Give the data below again exactly as it stands. Omit the pictures.

§ **Supplied data**
========================
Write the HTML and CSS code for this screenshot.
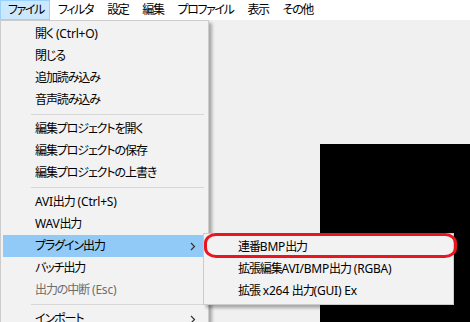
FILE: index.html
```html
<!DOCTYPE html>
<html lang="ja">
<head>
    <meta charset="UTF-8">
    <meta name="viewport" content="width=device-width, initial-scale=1.0">
    <title>AviUtl</title>
    <link rel="stylesheet" href="styles.css">
</head>
<body>
    <nav class="menubar">
        <span class="menubar-item active">ファイル</span>
        <span class="menubar-item">フィルタ</span>
        <span class="menubar-item">設定</span>
        <span class="menubar-item">編集</span>
        <span class="menubar-item">プロファイル</span>
        <span class="menubar-item">表示</span>
        <span class="menubar-item">その他</span>
    </nav>

    <main class="workspace">
        <div class="preview"></div>

        <ul class="menu file-menu">
            <li class="menu-item">開く<span class="en"> (Ctrl+O)</span></li>
            <li class="menu-item">閉じる</li>
            <li class="menu-item">追加読み込み</li>
            <li class="menu-item">音声読み込み</li>
            <li class="separator"></li>
            <li class="menu-item">編集プロジェクトを開く</li>
            <li class="menu-item">編集プロジェクトの保存</li>
            <li class="menu-item">編集プロジェクトの上書き</li>
            <li class="separator"></li>
            <li class="menu-item"><span class="en">AVI</span>出力<span class="en"> (Ctrl+S)</span></li>
            <li class="menu-item"><span class="en">WAV</span>出力</li>
            <li class="menu-item has-sub selected">プラグイン出力
                <svg class="arrow" width="6" height="9" viewBox="0 0 6 9"><polyline points="1,1 4.5,4.5 1,8" fill="none" stroke="#333" stroke-width="1.2"/></svg>
            </li>
            <li class="menu-item">バッチ出力</li>
            <li class="menu-item disabled">出力の中断<span class="en"> (Esc)</span></li>
            <li class="separator"></li>
            <li class="menu-item has-sub">インポート
                <svg class="arrow" width="6" height="9" viewBox="0 0 6 9"><polyline points="1,1 4.5,4.5 1,8" fill="none" stroke="#333" stroke-width="1.2"/></svg>
            </li>
        </ul>

        <ul class="menu sub-menu">
            <li class="menu-item">連番<span class="en">BMP</span>出力</li>
            <li class="menu-item">拡張編集<span class="en">AVI/BMP</span>出力<span class="en"> (RGBA)</span></li>
            <li class="menu-item">拡張<span class="en"> x264 </span>出力<span class="en">(GUI) Ex</span></li>
        </ul>

        <div class="mark"></div>
    </main>
</body>
</html>
```

FILE: styles.css
```css
* {
    box-sizing: border-box;
    margin: 0;
    padding: 0;
}

body {
    width: 470px;
    height: 322px;
    overflow: hidden;
    font-family: 'Noto Sans', 'Noto Sans CJK JP', sans-serif;
    font-size: 12px;
    font-feature-settings: "palt";
    letter-spacing: -1.1px;
    color: #000;
    background-color: #f0f0f0;
}

.en {
    letter-spacing: -0.2px;
}

.menubar {
    display: flex;
    height: 20px;
    background-color: #fff;
    letter-spacing: -1.4px;
}

.menubar-item {
    padding: 0 5px 0 7px;
    line-height: 18px;
    border: 1px solid transparent;
}

.menubar-item.active {
    background-color: #cce8ff;
    border-color: #99d1ff;
}

.workspace {
    position: relative;
    height: 302px;
    padding: 124px 0 0 320px;
}

.preview {
    height: 178px;
    background-color: #000;
}

.menu {
    position: absolute;
    list-style: none;
    background-color: #f2f2f2;
    border: 1px solid #cccccc;
    box-shadow: 3px 3px 3px rgba(0, 0, 0, 0.3);
}

.file-menu {
    left: 0;
    top: 0;
    width: 209px;
    padding: 2px 4px 2px 2px;
}

.sub-menu {
    left: 203px;
    top: 213px;
    width: 251px;
    padding: 2px;
}

.menu-item {
    position: relative;
    height: 22px;
    line-height: 22px;
    padding-left: 32px;
    white-space: nowrap;
}

.menu-item.selected {
    background-color: #91c9f7;
}

.menu-item.disabled {
    color: #6d6d6d;
}

.arrow {
    position: absolute;
    right: 8px;
    top: 7px;
}

.separator {
    height: 1px;
    margin: 3px 0 3px 28px;
    background-color: #d7d7d7;
}

.mark {
    position: absolute;
    left: 204px;
    top: 213px;
    width: 253px;
    height: 25px;
    border: 3px solid #e8161e;
    border-radius: 12px / 10px;
}
```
========================
§ **Answer to this exercise**
Write the HTML and CSS code for this screenshot.
FILE: index.html
```html
<!DOCTYPE html>
<html lang="ja">
<head>
    <meta charset="UTF-8">
    <meta name="viewport" content="width=device-width, initial-scale=1.0">
    <title>AviUtl</title>
    <link rel="stylesheet" href="styles.css">
</head>
<body>
    <nav class="menubar">
        <span class="menubar-item active">ファイル</span>
        <span class="menubar-item">フィルタ</span>
        <span class="menubar-item">設定</span>
        <span class="menubar-item">編集</span>
        <span class="menubar-item">プロファイル</span>
        <span class="menubar-item">表示</span>
        <span class="menubar-item">その他</span>
    </nav>

    <main class="workspace">
        <div class="preview"></div>

        <ul class="menu file-menu">
            <li class="menu-item">開く<span class="en"> (Ctrl+O)</span></li>
            <li class="menu-item">閉じる</li>
            <li class="menu-item">追加読み込み</li>
            <li class="menu-item">音声読み込み</li>
            <li class="separator"></li>
            <li class="menu-item">編集プロジェクトを開く</li>
            <li class="menu-item">編集プロジェクトの保存</li>
            <li class="menu-item">編集プロジェクトの上書き</li>
            <li class="separator"></li>
            <li class="menu-item"><span class="en">AVI</span>出力<span class="en"> (Ctrl+S)</span></li>
            <li class="menu-item"><span class="en">WAV</span>出力</li>
            <li class="menu-item has-sub selected">プラグイン出力
                <svg class="arrow" width="6" height="9" viewBox="0 0 6 9"><polyline points="1,1 4.5,4.5 1,8" fill="none" stroke="#333" stroke-width="1.2"/></svg>
            </li>
            <li class="menu-item">バッチ出力</li>
            <li class="menu-item disabled">出力の中断<span class="en"> (Esc)</span></li>
            <li class="separator"></li>
            <li class="menu-item has-sub">インポート
                <svg class="arrow" width="6" height="9" viewBox="0 0 6 9"><polyline points="1,1 4.5,4.5 1,8" fill="none" stroke="#333" stroke-width="1.2"/></svg>
            </li>
        </ul>

        <ul class="menu sub-menu">
            <li class="menu-item">連番<span class="en">BMP</span>出力</li>
            <li class="menu-item">拡張編集<span class="en">AVI/BMP</span>出力<span class="en"> (RGBA)</span></li>
            <li class="menu-item">拡張<span class="en"> x264 </span>出力<span class="en">(GUI) Ex</span></li>
        </ul>

        <div class="mark"></div>
    </main>
</body>
</html>
```

FILE: styles.css
```css
* {
    box-sizing: border-box;
    margin: 0;
    padding: 0;
}

body {
    width: 470px;
    height: 322px;
    overflow: hidden;
    font-family: 'Noto Sans', 'Noto Sans CJK JP', sans-serif;
    font-size: 12px;
    font-feature-settings: "palt";
    letter-spacing: -1.1px;
    color: #000;
    background-color: #f0f0f0;
}

.en {
    letter-spacing: -0.2px;
}

.menubar {
    display: flex;
    height: 20px;
    background-color: #fff;
    letter-spacing: -1.4px;
}

.menubar-item {
    padding: 0 5px 0 7px;
    line-height: 18px;
    border: 1px solid transparent;
}

.menubar-item.active {
    background-color: #cce8ff;
    border-color: #99d1ff;
}

.workspace {
    position: relative;
    height: 302px;
    padding: 124px 0 0 320px;
}

.preview {
    height: 178px;
    background-color: #000;
}

.menu {
    position: absolute;
    list-style: none;
    background-color: #f2f2f2;
    border: 1px solid #cccccc;
    box-shadow: 3px 3px 3px rgba(0, 0, 0, 0.3);
}

.file-menu {
    left: 0;
    top: 0;
    width: 209px;
    padding: 2px 4px 2px 2px;
}

.sub-menu {
    left: 203px;
    top: 213px;
    width: 251px;
    padding: 2px;
}

.menu-item {
    position: relative;
    height: 22px;
    line-height: 22px;
    padding-left: 32px;
    white-space: nowrap;
}

.menu-item.selected {
    background-color: #91c9f7;
}

.menu-item.disabled {
    color: #6d6d6d;
}

.arrow {
    position: absolute;
    right: 8px;
    top: 7px;
}

.separator {
    height: 1px;
    margin: 3px 0 3px 28px;
    background-color: #d7d7d7;
}

.mark {
    position: absolute;
    left: 204px;
    top: 213px;
    width: 253px;
    height: 25px;
    border: 3px solid #e8161e;
    border-radius: 12px / 10px;
}
```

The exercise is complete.